[start]

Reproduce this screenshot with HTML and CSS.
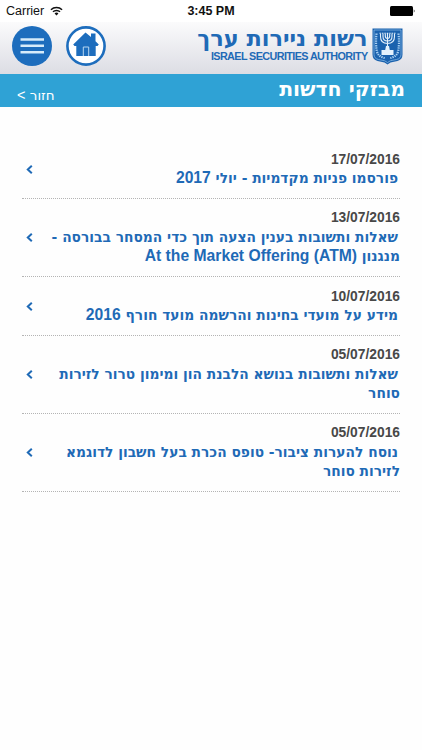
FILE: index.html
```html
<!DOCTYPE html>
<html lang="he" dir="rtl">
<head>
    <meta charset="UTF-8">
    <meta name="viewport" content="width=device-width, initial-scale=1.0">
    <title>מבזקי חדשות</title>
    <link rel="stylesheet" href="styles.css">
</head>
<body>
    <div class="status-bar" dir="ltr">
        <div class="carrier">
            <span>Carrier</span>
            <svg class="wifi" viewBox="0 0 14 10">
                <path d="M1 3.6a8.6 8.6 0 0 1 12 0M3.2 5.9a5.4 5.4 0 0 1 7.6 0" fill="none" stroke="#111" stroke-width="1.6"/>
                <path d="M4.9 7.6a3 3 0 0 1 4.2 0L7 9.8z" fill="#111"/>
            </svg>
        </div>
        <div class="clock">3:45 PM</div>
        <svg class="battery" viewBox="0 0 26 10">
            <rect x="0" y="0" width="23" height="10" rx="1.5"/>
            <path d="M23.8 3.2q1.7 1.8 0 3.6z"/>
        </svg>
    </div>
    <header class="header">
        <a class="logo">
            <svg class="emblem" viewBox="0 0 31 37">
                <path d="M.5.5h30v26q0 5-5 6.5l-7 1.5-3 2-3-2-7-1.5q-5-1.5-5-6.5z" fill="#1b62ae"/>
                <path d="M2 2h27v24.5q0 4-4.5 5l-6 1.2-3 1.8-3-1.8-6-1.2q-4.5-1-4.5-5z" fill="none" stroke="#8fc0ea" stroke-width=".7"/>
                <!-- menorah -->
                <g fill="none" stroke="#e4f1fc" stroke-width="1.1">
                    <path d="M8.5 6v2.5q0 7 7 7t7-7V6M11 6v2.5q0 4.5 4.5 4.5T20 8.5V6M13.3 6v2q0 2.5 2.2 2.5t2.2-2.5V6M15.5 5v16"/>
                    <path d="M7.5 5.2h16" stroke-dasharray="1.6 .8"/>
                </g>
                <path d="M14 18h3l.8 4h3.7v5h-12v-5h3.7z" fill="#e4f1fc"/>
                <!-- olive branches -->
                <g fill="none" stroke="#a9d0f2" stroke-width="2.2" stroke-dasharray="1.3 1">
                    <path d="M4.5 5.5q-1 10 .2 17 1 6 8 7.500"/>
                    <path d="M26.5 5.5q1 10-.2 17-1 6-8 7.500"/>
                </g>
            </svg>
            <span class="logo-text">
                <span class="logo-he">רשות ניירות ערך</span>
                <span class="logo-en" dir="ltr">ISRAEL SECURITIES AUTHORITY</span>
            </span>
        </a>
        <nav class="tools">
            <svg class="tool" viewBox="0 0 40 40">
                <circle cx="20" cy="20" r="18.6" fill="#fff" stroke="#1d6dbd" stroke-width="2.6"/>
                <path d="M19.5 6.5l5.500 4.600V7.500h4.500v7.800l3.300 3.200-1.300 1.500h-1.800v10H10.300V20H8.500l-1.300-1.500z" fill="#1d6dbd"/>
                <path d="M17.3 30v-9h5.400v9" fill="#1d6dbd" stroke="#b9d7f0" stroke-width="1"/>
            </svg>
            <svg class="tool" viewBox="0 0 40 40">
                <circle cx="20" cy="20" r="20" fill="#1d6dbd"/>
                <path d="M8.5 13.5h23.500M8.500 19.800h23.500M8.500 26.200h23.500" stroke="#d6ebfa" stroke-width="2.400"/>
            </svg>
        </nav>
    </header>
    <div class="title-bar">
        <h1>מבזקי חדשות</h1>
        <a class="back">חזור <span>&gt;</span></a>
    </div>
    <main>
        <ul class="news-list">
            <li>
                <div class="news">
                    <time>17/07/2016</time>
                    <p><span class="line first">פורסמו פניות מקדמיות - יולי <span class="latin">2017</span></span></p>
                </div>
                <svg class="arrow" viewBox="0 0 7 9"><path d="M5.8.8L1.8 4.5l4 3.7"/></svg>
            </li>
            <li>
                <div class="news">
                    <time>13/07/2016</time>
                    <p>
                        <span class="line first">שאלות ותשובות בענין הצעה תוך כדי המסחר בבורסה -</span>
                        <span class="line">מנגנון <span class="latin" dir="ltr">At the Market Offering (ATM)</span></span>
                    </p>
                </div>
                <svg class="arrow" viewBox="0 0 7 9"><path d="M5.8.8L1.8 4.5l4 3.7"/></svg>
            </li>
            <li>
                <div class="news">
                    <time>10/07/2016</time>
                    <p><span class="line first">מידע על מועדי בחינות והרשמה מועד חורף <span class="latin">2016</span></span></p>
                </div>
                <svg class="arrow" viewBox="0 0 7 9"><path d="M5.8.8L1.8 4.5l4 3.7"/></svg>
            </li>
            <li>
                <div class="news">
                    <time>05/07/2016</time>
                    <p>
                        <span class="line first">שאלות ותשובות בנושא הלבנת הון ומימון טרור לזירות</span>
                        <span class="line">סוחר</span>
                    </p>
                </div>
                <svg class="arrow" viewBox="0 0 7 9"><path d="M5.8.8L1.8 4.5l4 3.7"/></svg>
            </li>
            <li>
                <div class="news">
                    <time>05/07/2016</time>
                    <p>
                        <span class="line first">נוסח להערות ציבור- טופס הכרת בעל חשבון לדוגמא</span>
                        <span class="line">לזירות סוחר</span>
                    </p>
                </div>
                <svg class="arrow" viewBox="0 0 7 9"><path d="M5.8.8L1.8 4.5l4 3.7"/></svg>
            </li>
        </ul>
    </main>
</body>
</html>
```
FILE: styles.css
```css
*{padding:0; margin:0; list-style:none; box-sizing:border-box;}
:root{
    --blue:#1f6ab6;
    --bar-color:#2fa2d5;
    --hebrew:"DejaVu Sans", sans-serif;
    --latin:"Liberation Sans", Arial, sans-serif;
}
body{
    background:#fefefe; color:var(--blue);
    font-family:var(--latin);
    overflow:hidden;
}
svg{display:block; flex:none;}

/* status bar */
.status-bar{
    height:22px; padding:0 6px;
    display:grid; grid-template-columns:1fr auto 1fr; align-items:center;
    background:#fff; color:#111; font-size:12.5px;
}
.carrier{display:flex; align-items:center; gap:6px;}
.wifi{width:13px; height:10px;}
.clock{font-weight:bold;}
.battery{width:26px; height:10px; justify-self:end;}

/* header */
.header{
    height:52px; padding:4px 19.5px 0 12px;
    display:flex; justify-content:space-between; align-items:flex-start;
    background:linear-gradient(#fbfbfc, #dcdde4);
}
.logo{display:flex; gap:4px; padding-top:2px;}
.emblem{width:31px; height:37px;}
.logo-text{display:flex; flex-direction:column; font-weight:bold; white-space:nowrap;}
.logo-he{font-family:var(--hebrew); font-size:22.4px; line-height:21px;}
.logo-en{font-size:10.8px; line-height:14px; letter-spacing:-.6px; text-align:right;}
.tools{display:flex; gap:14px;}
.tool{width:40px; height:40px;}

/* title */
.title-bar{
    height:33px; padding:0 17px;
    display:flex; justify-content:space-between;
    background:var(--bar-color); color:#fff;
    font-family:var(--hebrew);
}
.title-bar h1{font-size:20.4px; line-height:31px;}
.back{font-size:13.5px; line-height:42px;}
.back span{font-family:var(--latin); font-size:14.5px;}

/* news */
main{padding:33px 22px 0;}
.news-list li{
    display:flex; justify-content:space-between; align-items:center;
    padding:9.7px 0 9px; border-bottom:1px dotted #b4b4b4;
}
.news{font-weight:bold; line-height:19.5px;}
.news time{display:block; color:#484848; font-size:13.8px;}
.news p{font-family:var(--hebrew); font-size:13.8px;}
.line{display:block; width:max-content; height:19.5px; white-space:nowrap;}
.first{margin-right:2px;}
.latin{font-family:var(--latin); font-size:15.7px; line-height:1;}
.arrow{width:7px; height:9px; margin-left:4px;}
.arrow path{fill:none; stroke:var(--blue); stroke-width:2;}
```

[end]
[start]

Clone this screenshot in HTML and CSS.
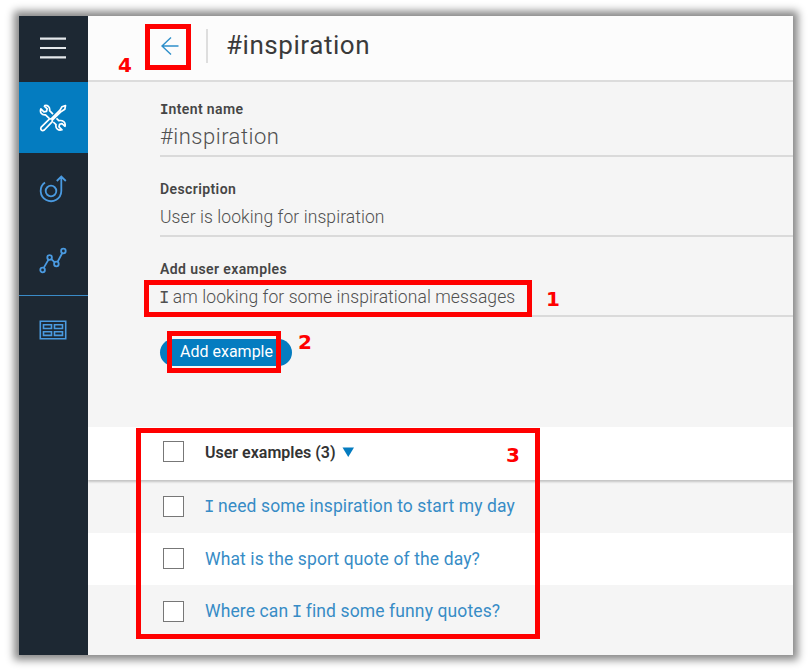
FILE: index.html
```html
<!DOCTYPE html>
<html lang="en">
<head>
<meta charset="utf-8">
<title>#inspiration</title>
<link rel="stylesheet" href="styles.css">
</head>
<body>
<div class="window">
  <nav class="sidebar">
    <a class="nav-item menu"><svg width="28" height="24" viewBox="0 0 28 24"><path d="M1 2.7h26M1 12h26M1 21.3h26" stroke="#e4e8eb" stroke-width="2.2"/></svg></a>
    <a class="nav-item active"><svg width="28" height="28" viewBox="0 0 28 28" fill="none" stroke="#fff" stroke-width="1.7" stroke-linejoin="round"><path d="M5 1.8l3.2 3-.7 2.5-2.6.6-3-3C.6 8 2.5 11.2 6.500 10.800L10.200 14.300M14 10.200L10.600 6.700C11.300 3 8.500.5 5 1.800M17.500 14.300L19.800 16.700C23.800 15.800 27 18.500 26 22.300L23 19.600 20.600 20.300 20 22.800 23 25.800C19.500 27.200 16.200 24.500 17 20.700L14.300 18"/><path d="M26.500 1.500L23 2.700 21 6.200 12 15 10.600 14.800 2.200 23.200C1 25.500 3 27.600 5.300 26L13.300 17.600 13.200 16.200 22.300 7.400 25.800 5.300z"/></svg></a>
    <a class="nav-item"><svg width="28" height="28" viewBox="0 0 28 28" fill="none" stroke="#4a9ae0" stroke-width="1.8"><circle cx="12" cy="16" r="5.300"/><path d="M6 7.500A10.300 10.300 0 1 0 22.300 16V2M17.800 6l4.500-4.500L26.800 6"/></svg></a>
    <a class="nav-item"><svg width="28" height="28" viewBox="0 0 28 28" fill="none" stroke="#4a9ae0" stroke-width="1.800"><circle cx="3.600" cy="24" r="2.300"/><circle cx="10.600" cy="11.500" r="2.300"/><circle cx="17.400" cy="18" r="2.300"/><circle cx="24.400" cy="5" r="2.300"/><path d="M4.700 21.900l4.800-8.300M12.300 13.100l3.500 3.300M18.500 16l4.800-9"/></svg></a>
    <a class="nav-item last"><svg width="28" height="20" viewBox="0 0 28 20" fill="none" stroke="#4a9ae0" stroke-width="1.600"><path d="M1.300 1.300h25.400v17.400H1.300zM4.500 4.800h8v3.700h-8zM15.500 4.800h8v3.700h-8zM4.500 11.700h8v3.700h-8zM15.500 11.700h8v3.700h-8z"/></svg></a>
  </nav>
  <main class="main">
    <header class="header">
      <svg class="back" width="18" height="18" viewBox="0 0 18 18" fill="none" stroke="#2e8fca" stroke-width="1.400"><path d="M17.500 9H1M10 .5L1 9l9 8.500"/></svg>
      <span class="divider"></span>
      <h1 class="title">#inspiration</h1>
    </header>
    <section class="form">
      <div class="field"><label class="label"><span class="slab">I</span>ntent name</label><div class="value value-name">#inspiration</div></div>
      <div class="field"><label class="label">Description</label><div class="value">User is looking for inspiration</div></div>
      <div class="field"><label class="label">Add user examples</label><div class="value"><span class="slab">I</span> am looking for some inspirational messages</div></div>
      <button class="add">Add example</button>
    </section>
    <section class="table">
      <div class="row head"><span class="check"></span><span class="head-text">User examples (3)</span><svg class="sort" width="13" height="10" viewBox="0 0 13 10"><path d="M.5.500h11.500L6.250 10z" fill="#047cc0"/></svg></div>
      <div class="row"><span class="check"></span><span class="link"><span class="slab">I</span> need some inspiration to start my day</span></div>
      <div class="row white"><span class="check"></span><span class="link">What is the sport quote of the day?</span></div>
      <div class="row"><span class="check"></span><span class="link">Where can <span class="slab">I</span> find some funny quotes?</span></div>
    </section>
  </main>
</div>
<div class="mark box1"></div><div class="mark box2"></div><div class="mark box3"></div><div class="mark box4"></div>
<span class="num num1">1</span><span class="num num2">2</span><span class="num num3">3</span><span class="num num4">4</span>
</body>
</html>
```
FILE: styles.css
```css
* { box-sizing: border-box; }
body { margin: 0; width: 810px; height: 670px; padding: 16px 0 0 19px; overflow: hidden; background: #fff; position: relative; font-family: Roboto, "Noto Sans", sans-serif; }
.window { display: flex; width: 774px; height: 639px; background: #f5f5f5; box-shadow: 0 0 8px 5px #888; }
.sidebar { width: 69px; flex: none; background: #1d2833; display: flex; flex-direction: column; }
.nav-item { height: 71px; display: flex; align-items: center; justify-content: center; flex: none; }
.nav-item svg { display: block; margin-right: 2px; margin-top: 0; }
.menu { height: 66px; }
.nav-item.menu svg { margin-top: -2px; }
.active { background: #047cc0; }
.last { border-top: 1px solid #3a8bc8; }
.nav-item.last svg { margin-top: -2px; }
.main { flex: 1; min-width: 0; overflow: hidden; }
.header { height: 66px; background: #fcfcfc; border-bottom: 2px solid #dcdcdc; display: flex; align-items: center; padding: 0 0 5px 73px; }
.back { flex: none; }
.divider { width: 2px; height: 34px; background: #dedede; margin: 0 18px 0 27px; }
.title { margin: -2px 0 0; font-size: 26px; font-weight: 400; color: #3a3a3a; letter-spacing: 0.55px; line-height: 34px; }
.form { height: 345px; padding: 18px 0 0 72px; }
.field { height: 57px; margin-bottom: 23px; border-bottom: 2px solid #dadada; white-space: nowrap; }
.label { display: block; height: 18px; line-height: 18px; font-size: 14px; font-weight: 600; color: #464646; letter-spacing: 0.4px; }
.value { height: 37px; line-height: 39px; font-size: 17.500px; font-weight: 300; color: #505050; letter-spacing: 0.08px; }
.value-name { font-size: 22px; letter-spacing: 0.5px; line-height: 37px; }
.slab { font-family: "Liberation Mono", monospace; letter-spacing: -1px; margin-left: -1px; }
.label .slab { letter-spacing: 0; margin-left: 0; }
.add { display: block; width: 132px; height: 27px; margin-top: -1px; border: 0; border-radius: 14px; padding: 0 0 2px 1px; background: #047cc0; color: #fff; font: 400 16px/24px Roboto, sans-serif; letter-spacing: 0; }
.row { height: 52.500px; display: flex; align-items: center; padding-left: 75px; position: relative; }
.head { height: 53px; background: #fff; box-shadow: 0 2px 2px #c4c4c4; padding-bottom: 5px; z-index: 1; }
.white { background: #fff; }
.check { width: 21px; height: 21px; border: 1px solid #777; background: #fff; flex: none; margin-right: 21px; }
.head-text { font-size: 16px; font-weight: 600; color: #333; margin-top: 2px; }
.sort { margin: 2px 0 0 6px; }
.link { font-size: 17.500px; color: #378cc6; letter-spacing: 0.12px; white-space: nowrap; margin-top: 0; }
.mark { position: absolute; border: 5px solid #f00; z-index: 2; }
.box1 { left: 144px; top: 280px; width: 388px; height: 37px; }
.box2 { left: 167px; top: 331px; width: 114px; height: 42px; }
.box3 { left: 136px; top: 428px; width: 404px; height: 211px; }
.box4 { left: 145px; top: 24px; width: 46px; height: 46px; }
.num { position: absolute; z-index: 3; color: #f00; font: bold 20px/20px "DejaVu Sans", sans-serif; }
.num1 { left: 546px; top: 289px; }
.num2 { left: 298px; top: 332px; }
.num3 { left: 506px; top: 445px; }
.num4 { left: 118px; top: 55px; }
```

[end]

**What you will do:**
Pick out every line above that contains the word "this" and copy it.

**The reply:**
Reproduce this screenshot with HTML and CSS.
Clone this screenshot in HTML and CSS.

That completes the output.